### [REQUIREMENT]
Set down the data below without change, skipping the pictures it holds.

### [DATA EXCERPT]

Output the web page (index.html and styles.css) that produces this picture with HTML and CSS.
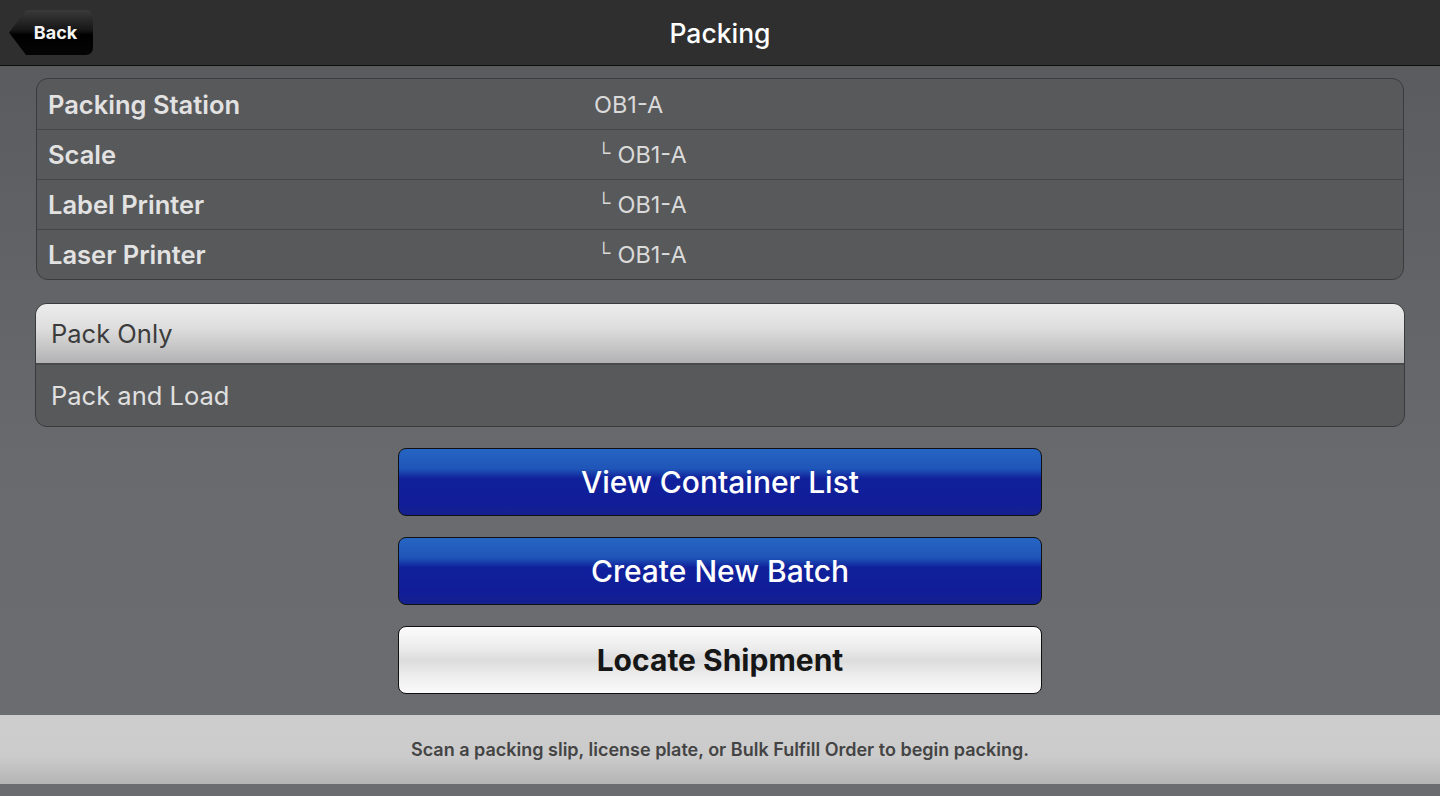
FILE: index.html
```html
<!DOCTYPE html>
<html>
<head>
<meta charset="utf-8">
<link rel="stylesheet" href="styles.css">
</head>
<body>
<header class="topbar">
  <button class="back">Back</button>
  <h1 class="title">Packing</h1>
</header>
<main class="content">
  <section class="info">
    <div class="row"><span class="label">Packing Station</span><span class="value">OB1-A</span></div>
    <div class="row"><span class="label">Scale</span><span class="value sub"><span class="corner">└</span>OB1-A</span></div>
    <div class="row"><span class="label">Label Printer</span><span class="value sub"><span class="corner">└</span>OB1-A</span></div>
    <div class="row"><span class="label">Laser Printer</span><span class="value sub"><span class="corner">└</span>OB1-A</span></div>
  </section>
  <section class="options">
    <div class="opt selected">Pack Only</div>
    <div class="opt">Pack and Load</div>
  </section>
  <section class="actions">
    <button class="btn blue">View Container List</button>
    <button class="btn blue">Create New Batch</button>
    <button class="btn white">Locate Shipment</button>
  </section>
</main>
<footer class="status">Scan a packing slip, license plate, or Bulk Fulfill Order to begin packing.</footer>
</body>
</html>
```
FILE: styles.css
```css
* { box-sizing: border-box; }
html, body { margin: 0; padding: 0; }
body {
  width: 1440px;
  height: 796px;
  overflow: hidden;
  font-family: Inter, "Noto Sans", sans-serif;
  background: linear-gradient(#58595b 0px, #636467 300px, #6a6b6e 500px, #6b6c6f 796px);
  display: flex;
  flex-direction: column;
}
.topbar {
  height: 66px;
  background: #2f2f2f;
  border-bottom: 1px solid #0c0c0c;
  display: flex;
  align-items: center;
  justify-content: center;
  position: relative;
  flex: none;
}
.title {
  margin: 0;
  color: #ffffff;
  font-size: 26.5px;
  font-weight: 500;
}
.back {
  position: absolute;
  left: 9px;
  top: 10px;
  width: 84px;
  height: 45px;
  border: none;
  padding: 0 0 0 9px;
  color: #f4f4f4;
  font-family: Inter, sans-serif;
  font-weight: 700;
  font-size: 18px;
  background: linear-gradient(#3a3a3a 0%, #161616 45%, #000 55%, #050505 100%);
  border-radius: 0 7px 7px 0;
  clip-path: polygon(17px 0, 100% 0, 100% 100%, 17px 100%, 0 50%);
}
.content {
  flex: 1;
  padding: 12px 35px 0;
  display: flex;
  flex-direction: column;
}
.info {
  margin: 0 1px;
  background: #58595b;
  border: 1px solid #3b3b3d;
  border-radius: 12px;
  overflow: hidden;
}
.row {
  height: 50px;
  display: grid;
  grid-template-columns: 546px 1fr;
  align-items: center;
  padding-left: 11px;
  border-top: 1px solid #444547;
}
.row:first-child { border-top: none; }
.label {
  color: #e2e2e2;
  font-size: 25.5px;
  font-weight: 600;
}
.value {
  color: #dadada;
  font-size: 23.5px;
  padding-left: 0;
}
.value.sub { padding-left: 3px; }
.corner {
  font-size: 19px;
  margin-right: 7px;
  position: relative;
  top: -4px;
}
.options {
  margin-top: 23px;
  border: 1px solid #3a3a3c;
  border-radius: 12px;
  overflow: hidden;
  background: #58595b;
}
.opt {
  height: 61px;
  display: flex;
  align-items: center;
  padding-left: 15px;
  font-size: 25.5px;
  color: #e0e0e0;
}
.opt.selected {
  height: 61px;
  color: #3c3c3c;
  background: linear-gradient(#ececec 0%, #dedede 40%, #b2b2b4 100%);
  border-bottom: 2px solid #4a4a4c;
}
.actions {
  margin-top: 21px;
  display: flex;
  flex-direction: column;
  align-items: center;
  gap: 21px;
}
.btn {
  width: 644px;
  height: 68px;
  border-radius: 8px;
  border: 1px solid #111;
  font-family: Inter, sans-serif;
  font-size: 30px;
  padding: 0;
}
.btn.blue {
  color: #ffffff;
  font-weight: 500;
  background: linear-gradient(#2665c3 0%, #1f55b8 30%, #10209b 45%, #111d98 80%, #15218f 100%);
}
.btn.white {
  color: #161616;
  font-weight: 700;
  background: linear-gradient(#fcfcfc 0%, #eaeaea 35%, #dcdcdc 50%, #eeeeee 75%, #fafafa 100%);
}
.status {
  flex: none;
  height: 69px;
  margin-bottom: 12px;
  display: flex;
  align-items: center;
  justify-content: center;
  color: #444;
  font-size: 18px;
  font-weight: 600;
  background: linear-gradient(#cdcdcd 0%, #cbcbcb 60%, #b4b4b4 100%);
}
```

### [WRITTEN SOLUTION]
Output the web page (index.html and styles.css) that produces this picture with HTML and CSS.
FILE: index.html
```html
<!DOCTYPE html>
<html>
<head>
<meta charset="utf-8">
<link rel="stylesheet" href="styles.css">
</head>
<body>
<header class="topbar">
  <button class="back">Back</button>
  <h1 class="title">Packing</h1>
</header>
<main class="content">
  <section class="info">
    <div class="row"><span class="label">Packing Station</span><span class="value">OB1-A</span></div>
    <div class="row"><span class="label">Scale</span><span class="value sub"><span class="corner">└</span>OB1-A</span></div>
    <div class="row"><span class="label">Label Printer</span><span class="value sub"><span class="corner">└</span>OB1-A</span></div>
    <div class="row"><span class="label">Laser Printer</span><span class="value sub"><span class="corner">└</span>OB1-A</span></div>
  </section>
  <section class="options">
    <div class="opt selected">Pack Only</div>
    <div class="opt">Pack and Load</div>
  </section>
  <section class="actions">
    <button class="btn blue">View Container List</button>
    <button class="btn blue">Create New Batch</button>
    <button class="btn white">Locate Shipment</button>
  </section>
</main>
<footer class="status">Scan a packing slip, license plate, or Bulk Fulfill Order to begin packing.</footer>
</body>
</html>
```
FILE: styles.css
```css
* { box-sizing: border-box; }
html, body { margin: 0; padding: 0; }
body {
  width: 1440px;
  height: 796px;
  overflow: hidden;
  font-family: Inter, "Noto Sans", sans-serif;
  background: linear-gradient(#58595b 0px, #636467 300px, #6a6b6e 500px, #6b6c6f 796px);
  display: flex;
  flex-direction: column;
}
.topbar {
  height: 66px;
  background: #2f2f2f;
  border-bottom: 1px solid #0c0c0c;
  display: flex;
  align-items: center;
  justify-content: center;
  position: relative;
  flex: none;
}
.title {
  margin: 0;
  color: #ffffff;
  font-size: 26.5px;
  font-weight: 500;
}
.back {
  position: absolute;
  left: 9px;
  top: 10px;
  width: 84px;
  height: 45px;
  border: none;
  padding: 0 0 0 9px;
  color: #f4f4f4;
  font-family: Inter, sans-serif;
  font-weight: 700;
  font-size: 18px;
  background: linear-gradient(#3a3a3a 0%, #161616 45%, #000 55%, #050505 100%);
  border-radius: 0 7px 7px 0;
  clip-path: polygon(17px 0, 100% 0, 100% 100%, 17px 100%, 0 50%);
}
.content {
  flex: 1;
  padding: 12px 35px 0;
  display: flex;
  flex-direction: column;
}
.info {
  margin: 0 1px;
  background: #58595b;
  border: 1px solid #3b3b3d;
  border-radius: 12px;
  overflow: hidden;
}
.row {
  height: 50px;
  display: grid;
  grid-template-columns: 546px 1fr;
  align-items: center;
  padding-left: 11px;
  border-top: 1px solid #444547;
}
.row:first-child { border-top: none; }
.label {
  color: #e2e2e2;
  font-size: 25.5px;
  font-weight: 600;
}
.value {
  color: #dadada;
  font-size: 23.5px;
  padding-left: 0;
}
.value.sub { padding-left: 3px; }
.corner {
  font-size: 19px;
  margin-right: 7px;
  position: relative;
  top: -4px;
}
.options {
  margin-top: 23px;
  border: 1px solid #3a3a3c;
  border-radius: 12px;
  overflow: hidden;
  background: #58595b;
}
.opt {
  height: 61px;
  display: flex;
  align-items: center;
  padding-left: 15px;
  font-size: 25.5px;
  color: #e0e0e0;
}
.opt.selected {
  height: 61px;
  color: #3c3c3c;
  background: linear-gradient(#ececec 0%, #dedede 40%, #b2b2b4 100%);
  border-bottom: 2px solid #4a4a4c;
}
.actions {
  margin-top: 21px;
  display: flex;
  flex-direction: column;
  align-items: center;
  gap: 21px;
}
.btn {
  width: 644px;
  height: 68px;
  border-radius: 8px;
  border: 1px solid #111;
  font-family: Inter, sans-serif;
  font-size: 30px;
  padding: 0;
}
.btn.blue {
  color: #ffffff;
  font-weight: 500;
  background: linear-gradient(#2665c3 0%, #1f55b8 30%, #10209b 45%, #111d98 80%, #15218f 100%);
}
.btn.white {
  color: #161616;
  font-weight: 700;
  background: linear-gradient(#fcfcfc 0%, #eaeaea 35%, #dcdcdc 50%, #eeeeee 75%, #fafafa 100%);
}
.status {
  flex: none;
  height: 69px;
  margin-bottom: 12px;
  display: flex;
  align-items: center;
  justify-content: center;
  color: #444;
  font-size: 18px;
  font-weight: 600;
  background: linear-gradient(#cdcdcd 0%, #cbcbcb 60%, #b4b4b4 100%);
}
```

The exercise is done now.